This thread has been locked.

If you have a related question, please click the "Ask a related question" button in the top right corner. The newly created question will be automatically linked to this question.

LMK04832-SP: Dual loop performance versus Single loop performance

Part Number: LMK04832-SP

Hello, how are you?


I want to ask you a question. We are working on a design of LMK04832-SP in dual loop mode.We made some tests about that mode and we noticed the PLL2 single loop mode has a better performance than dual loop mode. We are working with PLLatinum, we made all our test in PLLatinum, dual mode and single mode, and we can simulate the PLL2 single loop performance from the datasheet with PLLatinum. See the figures below.

-------------------------------------------------------------------------------------------------------------------------
Simulate datasheet performance at 3200Mhz pll2 single mode

-------------------------------------------------------------------------------------------------------------------

Dual modo perfomance at 1600Mhz

In my Dual mode case, we have a XO of 100Mhz in the input of PLL1, the input of PLL2 is the output of PLL1.

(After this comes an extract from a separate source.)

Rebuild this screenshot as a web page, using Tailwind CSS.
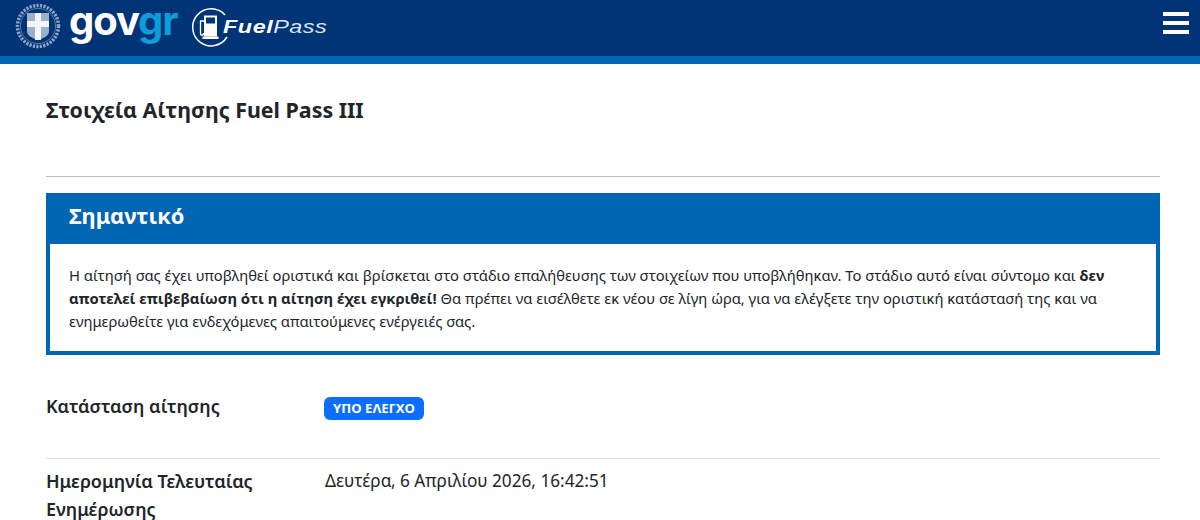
<!DOCTYPE html>
<html lang="el">
<head>
<meta charset="utf-8">
<script src="https://cdn.jsdelivr.net/npm/@tailwindcss/browser@4"></script>
</head>
<body class="bg-white font-['Noto_Sans',sans-serif] text-[#212529] overflow-hidden">
<header class="h-[64px] bg-[#003476] border-b-[8px] border-[#0065b3] flex justify-between pl-[14px] pr-[11px]">
  <div class="flex items-start">
    <svg width="48" height="48" viewBox="0 0 48 48" class="mt-[2px]">
      <circle cx="24" cy="24" r="20.500" fill="none" stroke="#8fa5c3" stroke-width="3.500" stroke-dasharray="2.200 1.300"/>
      <circle cx="24" cy="24" r="17.600" fill="none" stroke="#5c7ba3" stroke-width="1"/>
      <path d="M13 11h22v18c0 5-5 7-11 9-6-2-11-4-11-9z" fill="#9db0ca"/>
      <path d="M21 11h6v8h8v6h-8v13h-6V25h-8v-6h8z" fill="#f4f6fa"/>
    </svg>
    <div class="ml-[7px] w-[123px] shrink-0 h-[48px] text-[40px] leading-[42px] font-bold font-['Inter',sans-serif] tracking-[-1.100px] text-white">gov<span class="text-[#0d9ddb]">gr</span></div>
    <svg width="40" height="40" viewBox="0 0 40 40" class="mt-[7px] shrink-0">
      <path d="M33 8A18.500 18.500 0 1 0 35 30" fill="none" stroke="#fff" stroke-width="1.500"/>
      <path d="M12 8.500h13v21H12z" fill="#fff"/>
      <path d="M14 10.500h9v6h-9z" fill="#003476"/>
      <path d="M10.500 29.500h16v2.500h-16z" fill="#fff"/>
      <path d="M12 14H8.500v12c0 3 3 3 3 0" fill="none" stroke="#fff" stroke-width="1.300"/>
    </svg>
    <div class="-ml-[9px] mt-[17px] text-[18px] leading-[20px] italic text-white font-['Liberation_Sans',sans-serif] tracking-[0.4px] origin-left scale-x-[1.3] whitespace-nowrap"><b>Fuel</b><span class="text-[#dbe4f0]">Pass</span></div>
  </div>
  <div class="flex flex-col gap-[5px] pt-[12px]" aria-label="menu">
    <span class="block w-[26px] h-[4px] bg-white"></span>
    <span class="block w-[26px] h-[4px] bg-white"></span>
    <span class="block w-[26px] h-[4px] bg-white"></span>
  </div>
</header>
<main class="pl-[46px] pr-[40px]">
  <h1 class="mt-[31px] h-[81px] text-[21.400px] leading-[30px] font-bold">Στοιχεία Αίτησης Fuel Pass III</h1>
  <hr class="border-0 h-[1px] bg-[#b9b9b9]">
  <section class="mt-[16px] border-[4px] border-t-0 border-[#0065b3] h-[162px]">
    <h2 class="-mx-[4px] bg-[#0065b3] h-[51px] pl-[23px] pt-[8px] text-[21.800px] leading-[30px] font-bold text-white">Σημαντικό</h2>
    <p class="px-[19px] pt-[20px] text-[14.770px] leading-[23px]">Η αίτησή σας έχει υποβληθεί οριστικά και βρίσκεται στο στάδιο επαλήθευσης των στοιχείων που υποβλήθηκαν. Το στάδιο αυτό είναι σύντομο και <b>δεν αποτελεί επιβεβαίωση ότι η αίτηση έχει εγκριθεί!</b> Θα πρέπει να εισέλθετε εκ νέου σε λίγη ώρα, για να ελέγξετε την οριστική κατάστασή της και να ενημερωθείτε για ενδεχόμενες απαιτούμενες ενέργειές σας.</p>
  </section>
  <div class="grid grid-cols-[279px_1fr] pt-[37px] h-[104px] border-b border-[#dedede]">
    <div class="text-[18px] leading-[28px] font-semibold">Κατάσταση αίτησης</div>
    <div><span class="inline-block -ml-[1px] mt-[5px] bg-[#0d6efd] text-white text-[13.200px] leading-[23px] h-[23px] font-bold px-[9px] rounded-[6px]">ΥΠΟ ΕΛΕΓΧΟ</span></div>
  </div>
  <div class="grid grid-cols-[279px_1fr] pt-[8px]">
    <div class="text-[18px] leading-[28px] font-semibold">Ημερομηνία Τελευταίας Ενημέρωσης</div>
    <div class="text-[17.200px] leading-[28px]">Δευτέρα, 6 Απριλίου 2026, 16:42:51</div>
  </div>
</main>
</body>
</html>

-------------------------------------------------------------------------------------------------------------------

PLL2 Single modo perfomance at 1600Mhz

In my PLL2 single mode case I have a XO of 100Mhz in the input of PLL2.

-------------------------------------------------------------------------------------------------------------------

We've read in the datasheet that the dual loop PLL architecture should provide the lowest jitter performance, but based on our simulations we are obtaining the opposite results.

Do you know why is that? We want to understand why the Single mode performance is better than dual mode.

Best.
Facundo Cosentino

  • There's two things going on here:

    1) PLLatinum Sim measurements were taken from the OSCout port, since this is typically where the VCXO in the PLL1 loop would be extracted to other devices. However, the OSCout buffer noise floor is actually not that great; you can see that the VCXO noise is significantly lower at the floor than the OSCout noise floor as presented in the PLL1 simulation. This means that when you extract the output results of PLL1 and provide it as OSC source to PLL2, you see an elevated noise floor contributing to the PLL/VCO noise total. In advanced simulation mode, you can actually disable the output buffer contribution to the overall noise (or alternately, adjust it to about -167dBc/Hz for the 100MHz case, ±3dB/octave relative to VCXO frequency) and you would get a more accurate representation of the noise floor seen at the OSCin port and the PLL2 phase detector reference port. This explains a lot of the problem you're seeing, but probably not all of it.

    2) If you have a super-clean 100MHz OCXO or TCXO reference, and you try to lock it to a 100MHz VCXO PLL first with the intent of "jitter-cleaning" the OCXO... it's probably not going to improve your jitter, because the OCXO started cleaner than the VCXO could ever achieve.

    The thing TI calls "dual-loop/jitter cleaner" should really be described as a cascaded configuration, which can have jitter cleaning or frequency multiplying effects depending on the input reference characteristics relative to the required outputs. In general, cascading PLLs will necessarily add the noise of two PLLs and two VCOs to your reference. In certain limited circumstances, however, the PLL noise above the loop bandwidth is an improvement over the reference noise below the loop bandwidth. For instance, recovered clocks, or clocks that have excellent close-in offset noise but a terrible output buffer for distribution, might be improved by substituting the high-noise portion of the farther-out offsets with a low loop-bandwidth VCXO. Alternately, you may have an extremely clean 10MHz reference, but require a 2457.6MHz output clock; in this case PLL1 could be used as a low-bandwidth PLL with a low phase detector frequency that stays locked to the 10MHz reference, but which substitutes the large input reference multiplication that would otherwise take place in PLL2 with a higher-frequency 122.88MHz or 245.76MHz VCXO. That way PLL2 phase detector frequency can be maximized and PLL2 loop bandwidth can be greatly increased, which generally pushes down the PLL2 noise contribution; and there's no substantial reference noise multiplication from PLL1, since the loop bandwidth is low enough that nearly all contributing noise is VCXO noise. The key takeaway is that, even though the cascaded architecture is necessarily going to add noise over the single-loop architecture, in certain cases due to suboptimal reference frequency or noise characteristics, the added noise of a cascaded architecture may be less than the reference noise of the single-loop architecture.

    If your reference is clean and close to the maximum acceptable phase detector frequency of PLL2, there's typically no benefit from using the cascaded architecture.